→ Record extracts
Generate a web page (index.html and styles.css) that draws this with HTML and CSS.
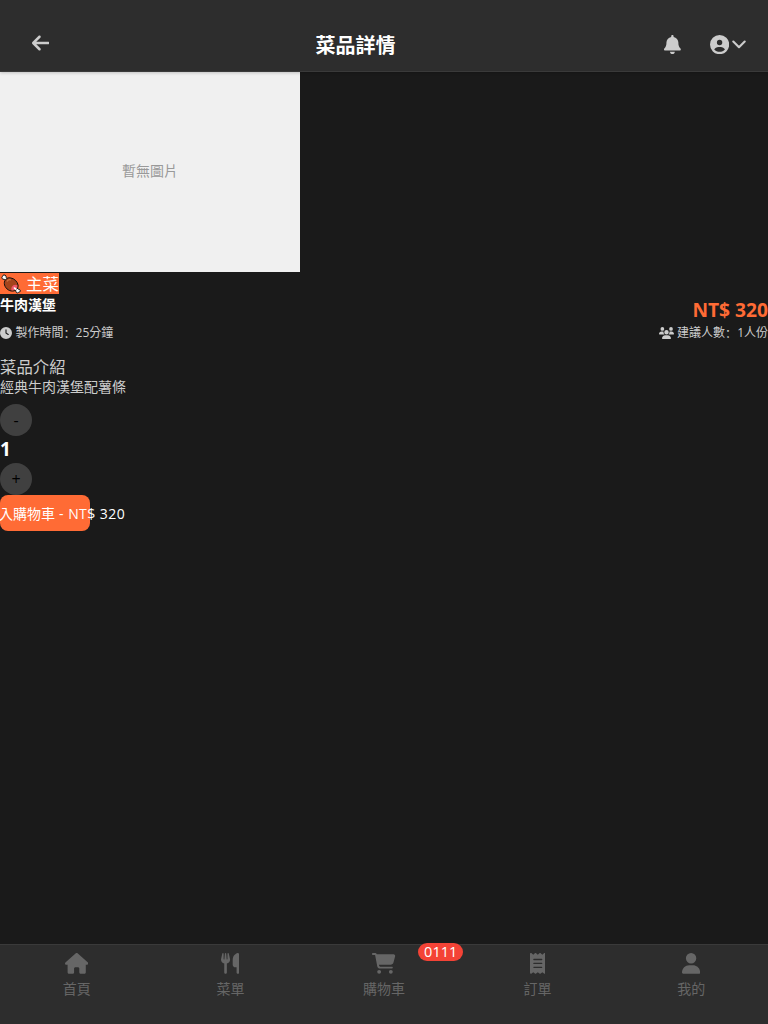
---
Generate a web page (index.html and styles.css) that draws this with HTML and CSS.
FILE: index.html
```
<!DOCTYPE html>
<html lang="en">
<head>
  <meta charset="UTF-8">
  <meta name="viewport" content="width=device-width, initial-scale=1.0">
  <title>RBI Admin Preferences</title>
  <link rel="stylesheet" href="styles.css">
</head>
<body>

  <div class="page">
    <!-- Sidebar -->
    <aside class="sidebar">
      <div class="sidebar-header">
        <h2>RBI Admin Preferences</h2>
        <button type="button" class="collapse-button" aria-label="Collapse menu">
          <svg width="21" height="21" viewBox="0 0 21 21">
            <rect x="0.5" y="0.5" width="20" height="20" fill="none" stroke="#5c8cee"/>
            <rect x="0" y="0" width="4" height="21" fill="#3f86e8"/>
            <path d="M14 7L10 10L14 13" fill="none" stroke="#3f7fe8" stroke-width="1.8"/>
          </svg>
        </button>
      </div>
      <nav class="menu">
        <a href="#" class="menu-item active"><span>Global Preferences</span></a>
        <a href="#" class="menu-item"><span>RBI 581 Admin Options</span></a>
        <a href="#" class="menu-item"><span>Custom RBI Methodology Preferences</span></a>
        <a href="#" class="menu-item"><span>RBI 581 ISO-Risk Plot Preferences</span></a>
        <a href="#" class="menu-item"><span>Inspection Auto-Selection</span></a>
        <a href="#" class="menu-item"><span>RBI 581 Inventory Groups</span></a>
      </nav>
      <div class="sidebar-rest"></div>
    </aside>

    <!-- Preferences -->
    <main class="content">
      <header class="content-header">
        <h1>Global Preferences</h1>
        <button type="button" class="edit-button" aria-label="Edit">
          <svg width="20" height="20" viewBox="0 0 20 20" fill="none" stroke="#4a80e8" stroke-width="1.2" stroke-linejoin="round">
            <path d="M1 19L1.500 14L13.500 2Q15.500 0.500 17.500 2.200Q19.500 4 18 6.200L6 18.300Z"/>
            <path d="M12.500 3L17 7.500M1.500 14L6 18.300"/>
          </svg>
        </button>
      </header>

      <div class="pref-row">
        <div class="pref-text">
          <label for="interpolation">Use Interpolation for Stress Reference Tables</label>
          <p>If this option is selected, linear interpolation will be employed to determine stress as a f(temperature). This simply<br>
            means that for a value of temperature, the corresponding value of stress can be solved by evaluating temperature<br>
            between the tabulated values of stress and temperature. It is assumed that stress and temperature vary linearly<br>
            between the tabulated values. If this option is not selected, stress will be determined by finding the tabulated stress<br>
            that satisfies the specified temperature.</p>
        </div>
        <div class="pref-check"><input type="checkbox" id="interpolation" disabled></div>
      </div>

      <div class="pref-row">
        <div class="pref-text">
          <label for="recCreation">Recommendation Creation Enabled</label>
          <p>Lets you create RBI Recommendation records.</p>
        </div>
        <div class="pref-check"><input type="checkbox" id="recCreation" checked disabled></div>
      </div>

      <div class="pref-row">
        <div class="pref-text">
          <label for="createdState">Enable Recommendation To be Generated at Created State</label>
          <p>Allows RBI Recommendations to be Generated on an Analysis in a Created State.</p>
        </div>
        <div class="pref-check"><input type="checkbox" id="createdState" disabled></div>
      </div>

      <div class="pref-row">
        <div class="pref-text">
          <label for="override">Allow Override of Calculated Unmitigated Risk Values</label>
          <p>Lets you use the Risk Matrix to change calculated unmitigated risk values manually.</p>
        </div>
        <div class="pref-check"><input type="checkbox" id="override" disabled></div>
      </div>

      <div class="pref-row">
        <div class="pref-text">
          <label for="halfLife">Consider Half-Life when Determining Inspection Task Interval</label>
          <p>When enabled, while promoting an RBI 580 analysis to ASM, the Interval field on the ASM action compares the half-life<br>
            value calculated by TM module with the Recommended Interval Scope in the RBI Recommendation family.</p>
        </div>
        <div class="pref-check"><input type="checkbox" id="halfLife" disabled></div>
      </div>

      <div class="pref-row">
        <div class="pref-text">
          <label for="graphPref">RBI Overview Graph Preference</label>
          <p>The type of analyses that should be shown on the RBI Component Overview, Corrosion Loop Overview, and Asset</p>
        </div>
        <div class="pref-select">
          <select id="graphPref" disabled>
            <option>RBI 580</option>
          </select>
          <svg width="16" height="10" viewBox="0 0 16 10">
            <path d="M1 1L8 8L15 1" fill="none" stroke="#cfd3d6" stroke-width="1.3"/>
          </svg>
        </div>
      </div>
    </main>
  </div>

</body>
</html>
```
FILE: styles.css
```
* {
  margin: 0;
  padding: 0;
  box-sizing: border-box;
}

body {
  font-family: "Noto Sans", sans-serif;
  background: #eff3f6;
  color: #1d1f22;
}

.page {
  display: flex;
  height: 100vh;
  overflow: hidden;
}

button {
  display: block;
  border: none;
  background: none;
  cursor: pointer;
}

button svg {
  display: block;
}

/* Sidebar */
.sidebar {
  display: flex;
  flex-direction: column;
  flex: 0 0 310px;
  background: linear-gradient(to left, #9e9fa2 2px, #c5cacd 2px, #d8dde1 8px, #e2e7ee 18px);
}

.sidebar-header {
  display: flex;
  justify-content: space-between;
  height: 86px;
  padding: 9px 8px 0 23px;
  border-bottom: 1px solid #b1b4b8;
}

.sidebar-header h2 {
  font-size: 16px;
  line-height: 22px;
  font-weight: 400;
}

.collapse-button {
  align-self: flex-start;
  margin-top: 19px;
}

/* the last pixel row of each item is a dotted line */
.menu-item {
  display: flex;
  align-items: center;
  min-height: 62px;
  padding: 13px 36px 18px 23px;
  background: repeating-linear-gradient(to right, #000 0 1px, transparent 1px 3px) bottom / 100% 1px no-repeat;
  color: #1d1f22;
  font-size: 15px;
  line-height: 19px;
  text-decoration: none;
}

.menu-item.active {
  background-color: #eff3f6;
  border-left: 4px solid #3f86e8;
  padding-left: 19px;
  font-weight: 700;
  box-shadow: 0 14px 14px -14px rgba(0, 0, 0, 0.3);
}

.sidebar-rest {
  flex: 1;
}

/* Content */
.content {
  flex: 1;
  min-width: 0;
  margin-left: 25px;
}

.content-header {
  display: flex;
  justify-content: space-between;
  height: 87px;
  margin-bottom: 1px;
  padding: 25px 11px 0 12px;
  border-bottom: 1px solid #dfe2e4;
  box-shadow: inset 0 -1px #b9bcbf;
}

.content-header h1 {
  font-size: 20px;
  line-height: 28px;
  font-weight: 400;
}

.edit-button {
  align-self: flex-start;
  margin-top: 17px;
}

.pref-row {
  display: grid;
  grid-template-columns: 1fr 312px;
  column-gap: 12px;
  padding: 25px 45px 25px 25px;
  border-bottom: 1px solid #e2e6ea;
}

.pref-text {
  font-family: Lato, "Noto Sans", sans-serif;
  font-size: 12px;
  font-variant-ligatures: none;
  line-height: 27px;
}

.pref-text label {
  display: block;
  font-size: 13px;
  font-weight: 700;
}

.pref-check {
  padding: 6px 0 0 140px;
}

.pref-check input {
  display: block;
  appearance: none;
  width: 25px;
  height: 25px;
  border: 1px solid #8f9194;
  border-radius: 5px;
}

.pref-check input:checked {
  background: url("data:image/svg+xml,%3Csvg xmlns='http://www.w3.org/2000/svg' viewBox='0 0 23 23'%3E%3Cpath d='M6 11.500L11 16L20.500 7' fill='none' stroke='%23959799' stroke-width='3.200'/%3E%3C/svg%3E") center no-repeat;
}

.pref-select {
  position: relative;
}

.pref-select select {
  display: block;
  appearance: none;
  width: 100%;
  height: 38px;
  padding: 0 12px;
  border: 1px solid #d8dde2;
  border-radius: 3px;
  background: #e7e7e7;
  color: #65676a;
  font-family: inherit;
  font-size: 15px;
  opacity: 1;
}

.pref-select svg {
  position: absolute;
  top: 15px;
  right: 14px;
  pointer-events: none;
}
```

→ The request
Copy every line of the listing where the word "this" appears.

→ Worked answer
Generate a web page (index.html and styles.css) that draws this with HTML and CSS.
Generate a web page (index.html and styles.css) that draws this with HTML and CSS.
          <p>If this option is selected, linear interpolation will be employed to determine stress as a f(temperature). This simply<br>
            between the tabulated values. If this option is not selected, stress will be determined by finding the tabulated stress<br>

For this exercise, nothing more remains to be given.